Short problem:
Below is a listing. Gather each line of it that contains "styles".

Dataset entries:
+++

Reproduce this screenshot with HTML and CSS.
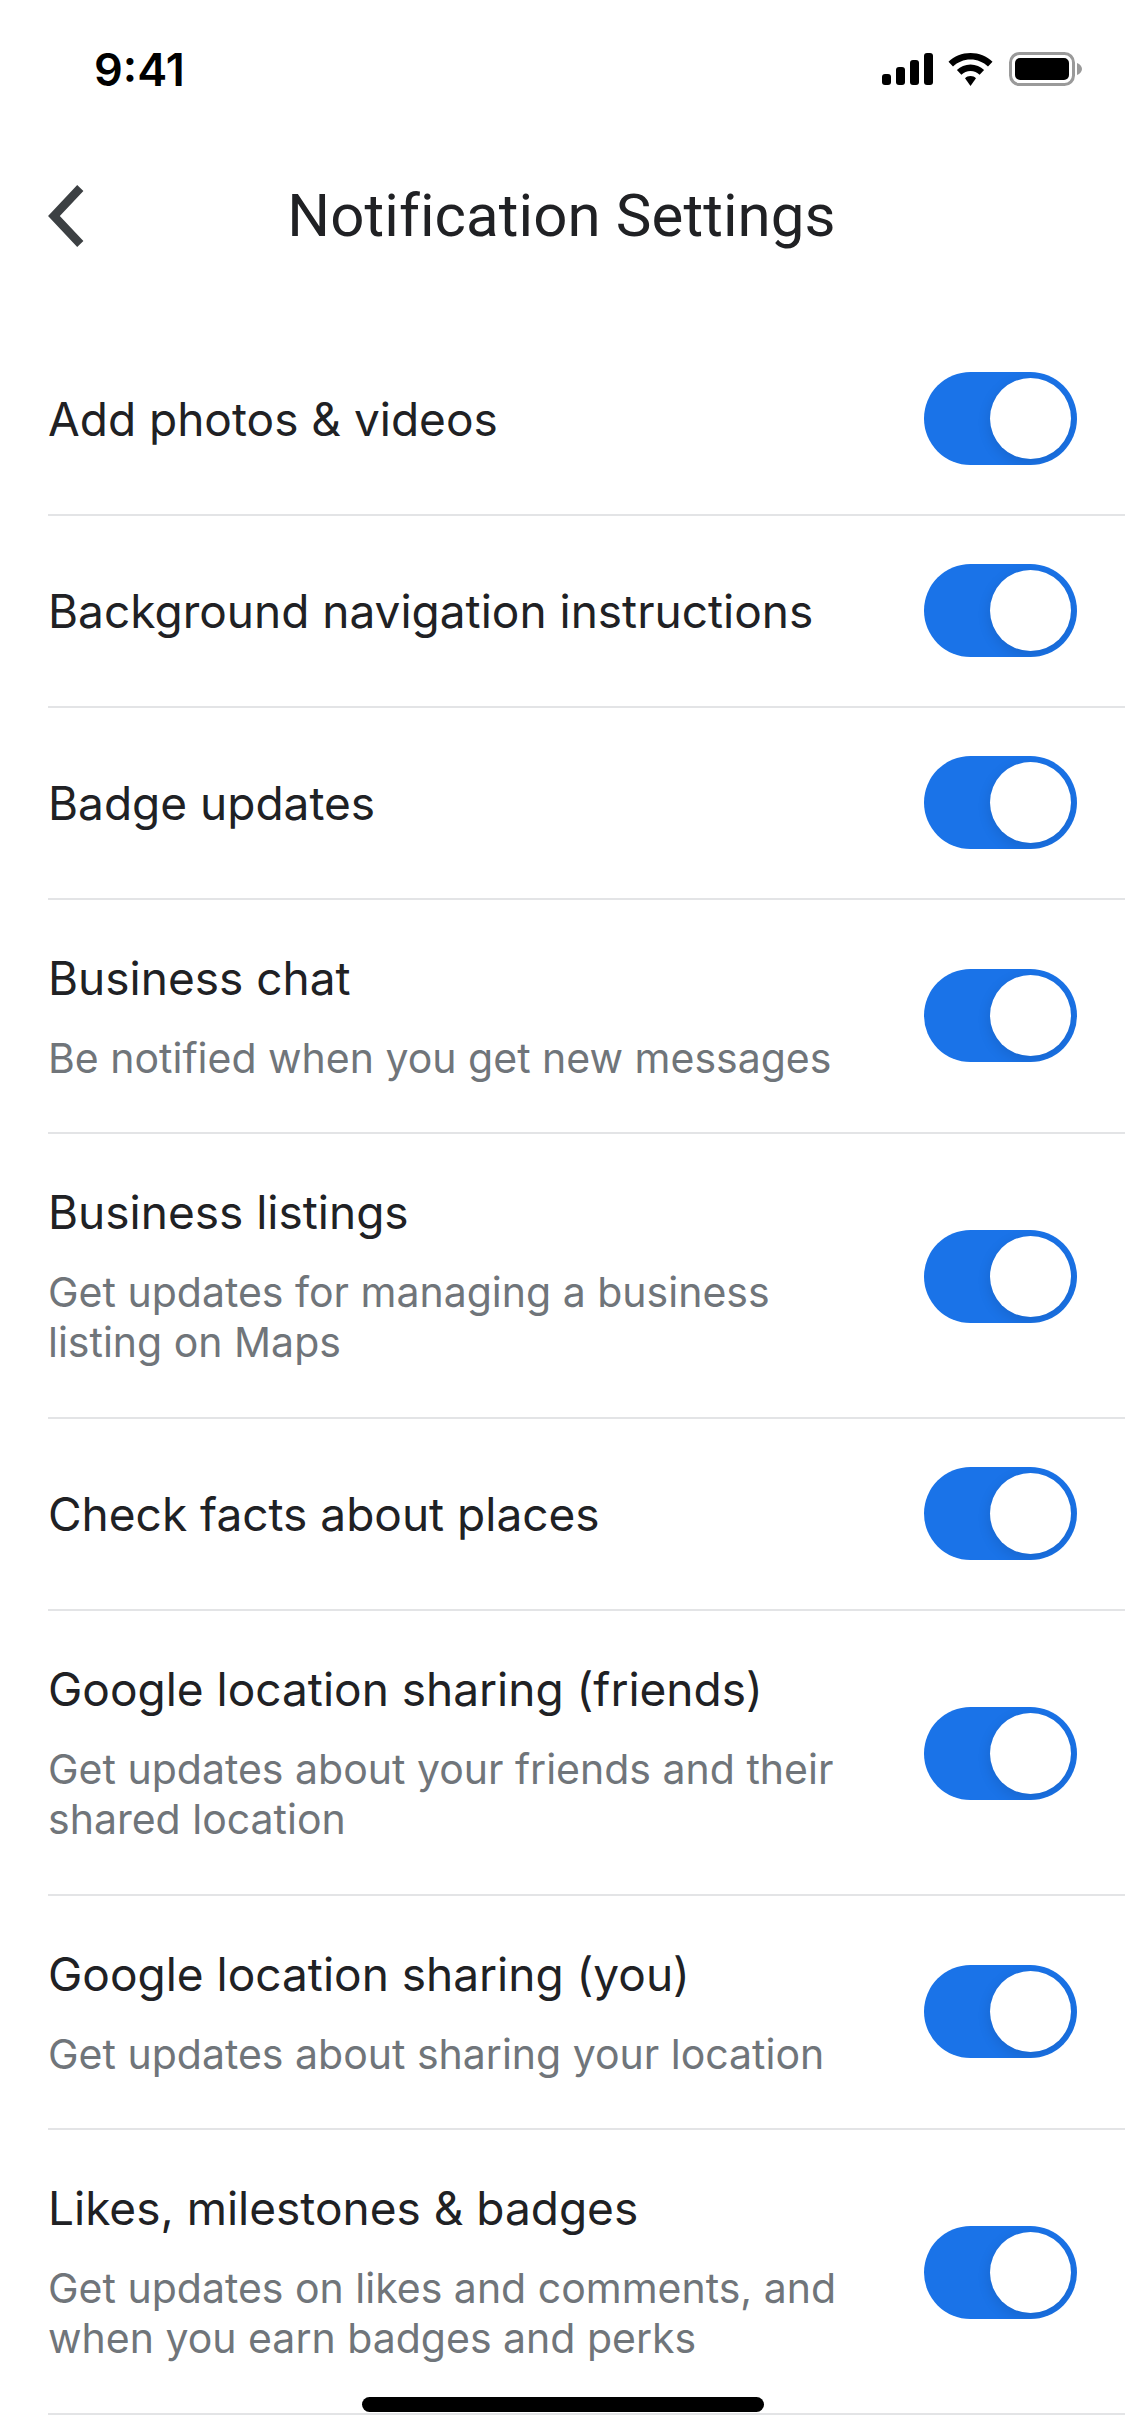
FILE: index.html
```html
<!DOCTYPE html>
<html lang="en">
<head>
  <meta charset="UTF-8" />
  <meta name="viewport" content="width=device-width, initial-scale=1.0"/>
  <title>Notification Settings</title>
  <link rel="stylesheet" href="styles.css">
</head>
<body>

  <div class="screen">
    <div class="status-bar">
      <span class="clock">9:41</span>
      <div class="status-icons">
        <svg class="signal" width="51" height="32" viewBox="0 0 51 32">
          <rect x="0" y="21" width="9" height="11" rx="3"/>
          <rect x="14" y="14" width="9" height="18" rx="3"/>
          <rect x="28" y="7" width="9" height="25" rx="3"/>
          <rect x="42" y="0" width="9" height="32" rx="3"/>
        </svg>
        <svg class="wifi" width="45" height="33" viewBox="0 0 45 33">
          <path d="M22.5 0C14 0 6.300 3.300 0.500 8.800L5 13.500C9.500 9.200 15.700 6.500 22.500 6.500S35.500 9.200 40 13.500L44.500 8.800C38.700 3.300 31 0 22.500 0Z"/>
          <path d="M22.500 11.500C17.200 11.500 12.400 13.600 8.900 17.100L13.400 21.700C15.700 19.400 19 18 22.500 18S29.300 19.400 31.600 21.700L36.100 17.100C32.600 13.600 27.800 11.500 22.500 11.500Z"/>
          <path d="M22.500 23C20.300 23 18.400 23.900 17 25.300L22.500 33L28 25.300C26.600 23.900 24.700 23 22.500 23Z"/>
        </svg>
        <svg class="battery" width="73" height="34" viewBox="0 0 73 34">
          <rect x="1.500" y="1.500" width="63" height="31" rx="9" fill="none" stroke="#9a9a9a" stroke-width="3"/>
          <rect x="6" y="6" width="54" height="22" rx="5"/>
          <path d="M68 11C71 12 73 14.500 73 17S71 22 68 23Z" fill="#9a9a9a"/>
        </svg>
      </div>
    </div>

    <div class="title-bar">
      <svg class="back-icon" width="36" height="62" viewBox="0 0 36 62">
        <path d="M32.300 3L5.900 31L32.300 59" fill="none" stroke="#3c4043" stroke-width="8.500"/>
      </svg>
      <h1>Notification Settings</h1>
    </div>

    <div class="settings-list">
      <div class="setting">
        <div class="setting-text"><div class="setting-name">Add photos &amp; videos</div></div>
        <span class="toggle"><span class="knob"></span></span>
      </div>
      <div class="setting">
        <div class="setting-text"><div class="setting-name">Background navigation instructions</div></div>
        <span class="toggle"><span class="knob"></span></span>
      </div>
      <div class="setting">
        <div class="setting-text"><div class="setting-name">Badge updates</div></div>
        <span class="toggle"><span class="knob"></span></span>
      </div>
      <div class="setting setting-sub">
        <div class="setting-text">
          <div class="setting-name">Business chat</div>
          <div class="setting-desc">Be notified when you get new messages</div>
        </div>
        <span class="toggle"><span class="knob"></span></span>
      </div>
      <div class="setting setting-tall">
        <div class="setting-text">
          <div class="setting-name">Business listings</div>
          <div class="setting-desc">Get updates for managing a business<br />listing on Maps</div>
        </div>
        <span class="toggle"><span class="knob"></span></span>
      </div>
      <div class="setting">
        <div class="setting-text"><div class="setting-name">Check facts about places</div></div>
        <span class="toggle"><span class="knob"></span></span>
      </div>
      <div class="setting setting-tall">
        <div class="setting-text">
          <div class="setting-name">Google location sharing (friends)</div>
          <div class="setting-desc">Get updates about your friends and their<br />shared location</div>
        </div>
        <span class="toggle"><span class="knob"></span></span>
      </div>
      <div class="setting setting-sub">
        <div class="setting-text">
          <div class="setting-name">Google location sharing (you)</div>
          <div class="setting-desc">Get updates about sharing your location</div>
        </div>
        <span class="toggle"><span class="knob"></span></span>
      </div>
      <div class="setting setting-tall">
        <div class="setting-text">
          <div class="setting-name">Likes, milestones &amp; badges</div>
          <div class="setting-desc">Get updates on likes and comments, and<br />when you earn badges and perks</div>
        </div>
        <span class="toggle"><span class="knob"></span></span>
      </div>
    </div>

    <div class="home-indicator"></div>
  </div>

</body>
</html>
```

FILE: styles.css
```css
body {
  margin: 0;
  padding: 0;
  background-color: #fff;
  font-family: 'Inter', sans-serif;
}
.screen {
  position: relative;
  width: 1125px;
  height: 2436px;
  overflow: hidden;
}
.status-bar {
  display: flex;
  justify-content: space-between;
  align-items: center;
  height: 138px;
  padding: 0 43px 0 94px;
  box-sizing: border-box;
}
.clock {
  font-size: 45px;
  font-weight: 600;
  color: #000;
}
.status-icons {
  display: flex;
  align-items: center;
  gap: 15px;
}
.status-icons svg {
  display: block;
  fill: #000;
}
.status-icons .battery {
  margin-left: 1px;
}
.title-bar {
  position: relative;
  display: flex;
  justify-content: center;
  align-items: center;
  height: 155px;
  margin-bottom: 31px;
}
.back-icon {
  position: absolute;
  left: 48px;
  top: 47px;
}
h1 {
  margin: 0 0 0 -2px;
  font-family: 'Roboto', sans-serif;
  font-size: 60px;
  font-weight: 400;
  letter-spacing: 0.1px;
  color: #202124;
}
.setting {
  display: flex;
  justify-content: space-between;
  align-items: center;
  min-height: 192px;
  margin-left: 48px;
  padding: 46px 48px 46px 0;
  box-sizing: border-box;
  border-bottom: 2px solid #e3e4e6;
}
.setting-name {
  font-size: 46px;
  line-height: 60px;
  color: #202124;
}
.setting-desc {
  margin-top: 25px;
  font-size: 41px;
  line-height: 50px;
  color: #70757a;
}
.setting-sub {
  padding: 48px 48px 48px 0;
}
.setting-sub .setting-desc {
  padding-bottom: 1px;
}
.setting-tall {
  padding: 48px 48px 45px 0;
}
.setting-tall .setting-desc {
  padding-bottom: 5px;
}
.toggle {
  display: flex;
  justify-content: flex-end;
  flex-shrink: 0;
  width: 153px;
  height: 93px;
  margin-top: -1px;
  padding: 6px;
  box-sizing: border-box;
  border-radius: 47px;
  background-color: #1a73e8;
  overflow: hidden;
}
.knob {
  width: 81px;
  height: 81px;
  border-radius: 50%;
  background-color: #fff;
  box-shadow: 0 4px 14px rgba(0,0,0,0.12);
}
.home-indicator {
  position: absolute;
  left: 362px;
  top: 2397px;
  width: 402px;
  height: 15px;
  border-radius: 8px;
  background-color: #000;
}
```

+++

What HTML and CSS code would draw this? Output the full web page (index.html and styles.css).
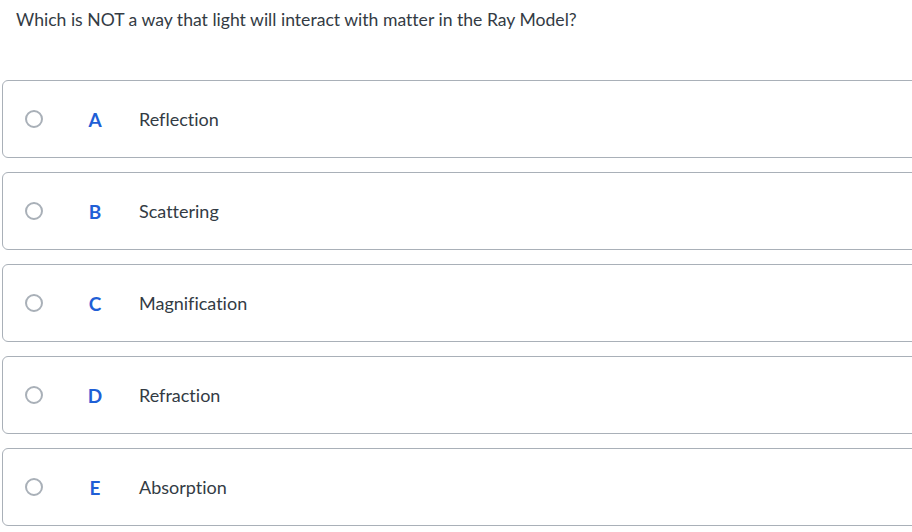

+++

Result of the exercise:
  <link rel="stylesheet" href="styles.css">
FILE: styles.css
What HTML and CSS code would draw this? Output the full web page (index.html and styles.css).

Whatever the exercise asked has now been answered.